Instructions to follow: Print, word for word, every line from the beginning of the listing up to and including the line with "</style></head><body>". Pictures are to be excluded.
▽
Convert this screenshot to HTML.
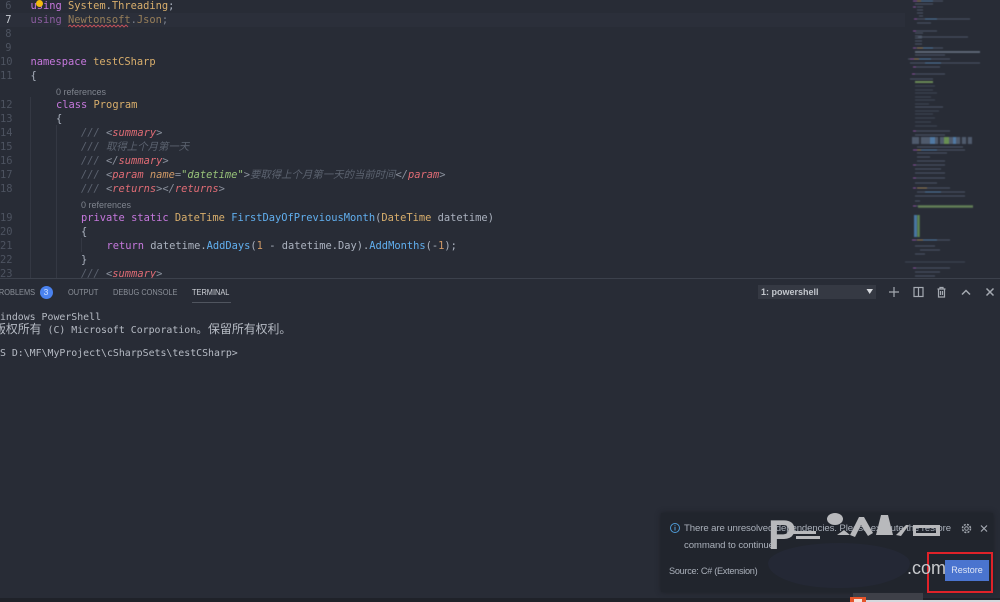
<!DOCTYPE html>
<html><head><meta charset="utf-8">
<style>
html,body{margin:0;padding:0;background:#282c36;}
body{width:1000px;height:602px;position:relative;overflow:hidden;font-family:"DejaVu Sans Mono","Noto Sans CJK SC",monospace;}
.l{position:absolute;white-space:pre;font-size:10.4px;line-height:14px;height:14px;color:#abb2bf;filter:blur(.3px);margin-top:1px;}
.n{position:absolute;width:11.5px;left:0;text-align:right;font-size:10.4px;line-height:14px;color:#4d5360;filter:blur(.3px);margin-top:1px;}
.k{color:#c678dd}.t{color:#d8ae6c}.c{color:#5c6370;font-style:italic}.g{color:#e06c75;font-style:italic}.a{color:#d19a66;font-style:italic}.s{color:#98c379;font-style:italic}.f{color:#61afef}.d{color:#d19a66}.p{color:#8a909c;font-style:italic}
.r{position:absolute;font:9px "Liberation Sans",sans-serif;color:#7f848e;white-space:pre;line-height:12px;margin-top:0;}
.tab{position:absolute;top:286px;font:8.6px/12px "Liberation Sans",sans-serif;color:#8b9099;white-space:pre;transform:scaleX(.86);transform-origin:0 0;}
.tm{position:absolute;left:-6px;white-space:pre;font-size:9.9px;line-height:14px;color:#b6bbc4;filter:blur(.2px);}
.tm b{font-weight:normal;font-size:11.9px;font-family:"Noto Sans CJK SC",sans-serif;}
.nt{position:absolute;font:9.6px/13px "Liberation Sans",sans-serif;color:#aab0ba;white-space:pre;letter-spacing:-.1px;}
</style></head><body>

<div style="position:absolute;left:0;top:13px;width:905px;height:14px;background:#2b2f3a"></div>
<div style="position:absolute;left:30px;top:97px;width:1px;height:181px;background:#343843"></div>
<div style="position:absolute;left:56px;top:125px;width:1px;height:153px;background:#343843"></div>
<div style="position:absolute;left:81px;top:238px;width:1px;height:14px;background:#343843"></div>

<div class="n" style="top:-2px">6</div><div class="n" style="top:12px;color:#c8ccd3">7</div><div class="n" style="top:26px">8</div><div class="n" style="top:40px">9</div><div class="n" style="top:54px">10</div><div class="n" style="top:68px">11</div><div class="n" style="top:97px">12</div><div class="n" style="top:111px">13</div><div class="n" style="top:125px">14</div><div class="n" style="top:139px">15</div><div class="n" style="top:153px">16</div><div class="n" style="top:167px">17</div><div class="n" style="top:181px">18</div><div class="n" style="top:210px">19</div><div class="n" style="top:224px">20</div><div class="n" style="top:238px">21</div><div class="n" style="top:252px">22</div><div class="n" style="top:266px">23</div>

<div class="l" style="left:30.5px;top:-2px"><span class="k">using</span> <span class="t">System</span>.<span class="t">Threading</span>;</div>
<div class="l" style="left:30.5px;top:12px;opacity:.62"><span class="k">using</span> <span class="t">Newtonsoft</span>.<span class="t">Json</span>;</div>
<svg style="position:absolute;left:68px;top:24px" width="64" height="5"><path d="M0 2.5l2-1.5 2 2 2-2 2 2 2-2 2 2 2-2 2 2 2-2 2 2 2-2 2 2 2-2 2 2 2-2 2 2 2-2 2 2 2-2 2 2 2-2 2 2 2-2 2 2 2-2 2 2 2-2 2 2 2-2 2 2" fill="none" stroke="#c2505a" stroke-width=".9"/></svg>
<div class="l" style="left:30.5px;top:54px"><span class="k">namespace</span> <span class="t">testCSharp</span></div>
<div class="l" style="left:30.5px;top:68px">{</div>
<div class="r" style="left:56px;top:86px">0 references</div>
<div class="l" style="left:56px;top:97px"><span class="k">class</span> <span class="t">Program</span></div>
<div class="l" style="left:56px;top:111px">{</div>
<div class="l" style="left:81px;top:125px"><span class="c">/// </span><span class="p">&lt;</span><span class="g">summary</span><span class="p">&gt;</span></div>
<div class="l" style="left:81px;top:139px"><span class="c">/// 取得上个月第一天</span></div>
<div class="l" style="left:81px;top:153px"><span class="c">/// </span><span class="p">&lt;/</span><span class="g">summary</span><span class="p">&gt;</span></div>
<div class="l" style="left:81px;top:167px"><span class="c">/// </span><span class="p">&lt;</span><span class="g">param</span> <span class="a">name</span><span class="p">=</span><span class="s">"datetime"</span><span class="p">&gt;</span><span class="c">要取得上个月第一天的当前时间</span><span class="p">&lt;/</span><span class="g">param</span><span class="p">&gt;</span></div>
<div class="l" style="left:81px;top:181px"><span class="c">/// </span><span class="p">&lt;</span><span class="g">returns</span><span class="p">&gt;&lt;/</span><span class="g">returns</span><span class="p">&gt;</span></div>
<div class="r" style="left:81px;top:199px">0 references</div>
<div class="l" style="left:81px;top:210px"><span class="k">private</span> <span class="k">static</span> <span class="t">DateTime</span> <span class="f">FirstDayOfPreviousMonth</span>(<span class="t">DateTime</span> datetime)</div>
<div class="l" style="left:81px;top:224px">{</div>
<div class="l" style="left:106.500px;top:238px"><span class="k">return</span> datetime.<span class="f">AddDays</span>(<span class="d">1</span> - datetime.Day).<span class="f">AddMonths</span>(-<span class="d">1</span>);</div>
<div class="l" style="left:81px;top:252px">}</div>
<div class="l" style="left:81px;top:266px;height:12px;overflow:hidden"><span class="c">/// </span><span class="p">&lt;</span><span class="g">summary</span><span class="p">&gt;</span></div>
<div style="position:absolute;left:35.500px;top:0;width:7px;height:7px;border-radius:50%;background:#f2b90f"></div>

<svg style="position:absolute;left:905px;top:0;filter:blur(.5px)" width="95" height="278" fill="none" stroke-width="1.100" opacity=".8">
<g stroke="#566071">
<path d="M10 1h28M10 4h18M12 7h6M12 10h6M12 13h6M14 16h4M10 19h55M12 23h14M8 31h24M10 33h8M10 36h7M10 38h7M13 37h50M10 41h7M10 44h7M8 48h30M10 55h30M3 59h42M5 63h70M8 67h27M10 74h30M5 79h23"/>
<path d="M10 107h28M8 131h37M10 135h30M12 147h46M12 150h48M12 153h30M12 157h13M12 161h28M10 165h30M10 169h26M10 173h30M10 178h30M10 183h22M12 188h33M12 192h48M10 196h50M10 201h5M10 206h20M8 240h37M10 246h20M15 250h20M10 254h10M10 268h35M10 272h25M10 276h20"/>
</g>
<g stroke="#454d5d"><path d="M10 86h20M10 90h18M10 93h22M10 97h16M10 100h20M10 104h14M10 111h24M10 114h18M10 118h20M10 122h16M10 126h22M0 262h60"/></g>
<g stroke="#a15bb5"><path d="M8 1h4M8 7h3M9 19h3M8 31h3M8 48h3M5 59h4M8 67h3M7 74h3M8 131h3M8 150h4M8 165h3M8 178h3M8 188h3M8 206h3M7 240h4M8 268h3"/></g>
<g stroke="#5d8fc0"><path d="M16 1h12M20 19h12M18 48h10M14 59h12M20 63h16M16 150h16M20 192h16M18 240h14"/></g>
<g stroke="#b4925f"><path d="M12 1h4M12 48h6M9 59h5M12 150h4M12 240h6M12 188h10"/></g>
<path d="M10 52h65" stroke="#7c8a9a" stroke-width="1.400"/>
<path d="M10 82h18" stroke="#7aa05e" stroke-width="2"/>
<g stroke-width="7"><path d="M7 140.500h60" stroke="#59667a"/><path d="M25 140.500h5M48 140.500h3" stroke="#5a8dc0"/><path d="M39 140.500h5" stroke="#79a85a"/><path d="M14 140.500h2M33 140.500h2M55 140.500h2M61 140.500h2" stroke="#2e323d"/></g>
<path d="M13 206.500h55" stroke="#70925e" stroke-width="2.500"/>
<path d="M10.500 215v22" stroke="#4f88bd" stroke-width="3"/><path d="M13.500 215v22" stroke="#6c9a58" stroke-width="2.500"/>
</svg>

<div style="position:absolute;left:0;top:278px;width:1000px;height:1px;background:#3c414c"></div>
<div style="position:absolute;left:0;top:279px;width:1000px;height:319px;background:#282c36"></div>
<div class="tab" style="left:-6px">PROBLEMS</div>
<div style="position:absolute;left:39.500px;top:285.500px;width:13px;height:13px;border-radius:50%;background:#4a82ef;color:#cfe0ff;font:8.5px/13px 'Liberation Sans',sans-serif;text-align:center">3</div>
<div class="tab" style="left:68px">OUTPUT</div>
<div class="tab" style="left:113px">DEBUG CONSOLE</div>
<div class="tab" style="left:192px;color:#d0d3d9">TERMINAL</div>
<div style="position:absolute;left:192px;top:302px;width:39px;height:1px;background:#50555f"></div>

<div style="position:absolute;left:758px;top:285px;width:118px;height:14px;background:#353943"></div>
<div style="position:absolute;left:761px;top:286px;font:bold 9px/12px 'Liberation Sans',sans-serif;color:#c3c7cd;white-space:pre">1: powershell</div>
<svg style="position:absolute;left:880px;top:282px" width="120" height="20" fill="none" stroke="#a4a9b1" stroke-width="1.200">
<path d="M14 5v10M9 10h10"/>
<rect x="34" y="5.500" width="9" height="9"/><path d="M38.500 5.500v9"/>
<path d="M57.500 7h8M60 7V5.500h3V7M58.500 7v8h6V7M60.500 9v4M62.500 9v4"/>
<path d="M82 12.500l4-4 4 4" stroke-width="1.500"/>
<path d="M106.500 6.500l7 7M113.500 6.500l-7 7" stroke-width="1.500"/>
</svg>
<svg style="position:absolute;left:866px;top:288px" width="8" height="7"><path d="M0.500 1h6.500L3.700 6z" fill="#d5d8dc"/></svg>

<div class="tm" style="top:311px">Windows PowerShell</div>
<div class="tm" style="top:322px"><b>版权所有</b> (C) Microsoft Corporation<b>。保留所有权利。</b></div>
<div class="tm" style="top:347px">PS D:\MF\MyProject\cSharpSets\testCSharp&gt;</div>

<!-- notification -->
<div style="position:absolute;left:661px;top:513px;width:332px;height:79px;background:#21252d;box-shadow:0 0 5px #1c1f26"></div>
<svg style="position:absolute;left:669px;top:522px" width="12" height="12" fill="none" stroke="#4f9bd6"><circle cx="6" cy="6" r="4.500"/><path d="M6 5v3.500M6 3.300v.9"/></svg>
<div class="nt" style="left:684px;top:522px">There are unresolved dependencies. Please execute the restore</div>
<div class="nt" style="left:684px;top:539px">command to continue.</div>
<div class="nt" style="left:669px;top:565px;font-size:9.200px;letter-spacing:-.3px">Source: C# (Extension)</div>
<svg style="position:absolute;left:960px;top:522px" width="30" height="13" fill="none" stroke="#a4a9b1"><circle cx="6.500" cy="6.500" r="1.800"/><circle cx="6.500" cy="6.500" r="4" stroke-dasharray="2 1.200" stroke-width="1.500"/><path d="M21 3.500l6 6M27 3.500l-6 6" stroke-width="1.200"/></svg>
<div style="position:absolute;left:945px;top:560px;width:44px;height:21px;background:#4a74cf;color:#dfe6f5;font:9px/21px 'Liberation Sans',sans-serif;text-align:center">Restore</div>
<div style="position:absolute;left:927px;top:552px;width:62px;height:37px;border:2px solid #e02229"></div>

<!-- watermark -->
<svg style="position:absolute;left:760px;top:505px" width="200" height="50" fill="#b8b9bc">
<path d="M30 26h26v3H30zM36 31h24v3H36z"/>
<ellipse cx="75" cy="14" rx="8" ry="6"/><path d="M77 30l7-5 6 5zM90 30l9-18 5 0 9 16-5 3-7-11-6 12zM116 30l5-20h7l5 20zM136 30l10-10h3l-8 11zM153 20h27v3h-27zM153 28h27v3H153zM153 20h3v11h-3zM176 20h4v11h-4z"/>
</svg>
<div style="position:absolute;left:768px;top:543px;width:142px;height:45px;border-radius:50% 50% 48% 48%/45% 45% 55% 55%;background:#242835"></div>
<div style="position:absolute;left:768px;top:514px;font:bold 42px/42px 'Liberation Sans',sans-serif;color:#b8b9bc;white-space:pre">P</div>
<div style="position:absolute;left:907px;top:556px;font:18px/24px 'Liberation Sans',sans-serif;color:#c7c9cc;white-space:pre">.com</div>

<!-- bottom strip -->
<div style="position:absolute;left:0;top:598px;width:1000px;height:4px;background:#1f2229"></div>
<div style="position:absolute;left:853px;top:593px;width:70px;height:9px;background:#3e4048"></div>
<div style="position:absolute;left:866px;top:600px;width:134px;height:2px;background:#d5d8dd"></div>
<div style="position:absolute;left:850px;top:597px;width:16px;height:5px;background:#e5542a"></div>
<div style="position:absolute;left:854px;top:599px;width:8px;height:3px;background:#f5e3dc"></div>
</body></html>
△
Full response:
Convert this screenshot to HTML.
<!DOCTYPE html>
<html><head><meta charset="utf-8">
<style>
html,body{margin:0;padding:0;background:#282c36;}
body{width:1000px;height:602px;position:relative;overflow:hidden;font-family:"DejaVu Sans Mono","Noto Sans CJK SC",monospace;}
.l{position:absolute;white-space:pre;font-size:10.4px;line-height:14px;height:14px;color:#abb2bf;filter:blur(.3px);margin-top:1px;}
.n{position:absolute;width:11.5px;left:0;text-align:right;font-size:10.4px;line-height:14px;color:#4d5360;filter:blur(.3px);margin-top:1px;}
.k{color:#c678dd}.t{color:#d8ae6c}.c{color:#5c6370;font-style:italic}.g{color:#e06c75;font-style:italic}.a{color:#d19a66;font-style:italic}.s{color:#98c379;font-style:italic}.f{color:#61afef}.d{color:#d19a66}.p{color:#8a909c;font-style:italic}
.r{position:absolute;font:9px "Liberation Sans",sans-serif;color:#7f848e;white-space:pre;line-height:12px;margin-top:0;}
.tab{position:absolute;top:286px;font:8.6px/12px "Liberation Sans",sans-serif;color:#8b9099;white-space:pre;transform:scaleX(.86);transform-origin:0 0;}
.tm{position:absolute;left:-6px;white-space:pre;font-size:9.9px;line-height:14px;color:#b6bbc4;filter:blur(.2px);}
.tm b{font-weight:normal;font-size:11.9px;font-family:"Noto Sans CJK SC",sans-serif;}
.nt{position:absolute;font:9.6px/13px "Liberation Sans",sans-serif;color:#aab0ba;white-space:pre;letter-spacing:-.1px;}
</style></head><body>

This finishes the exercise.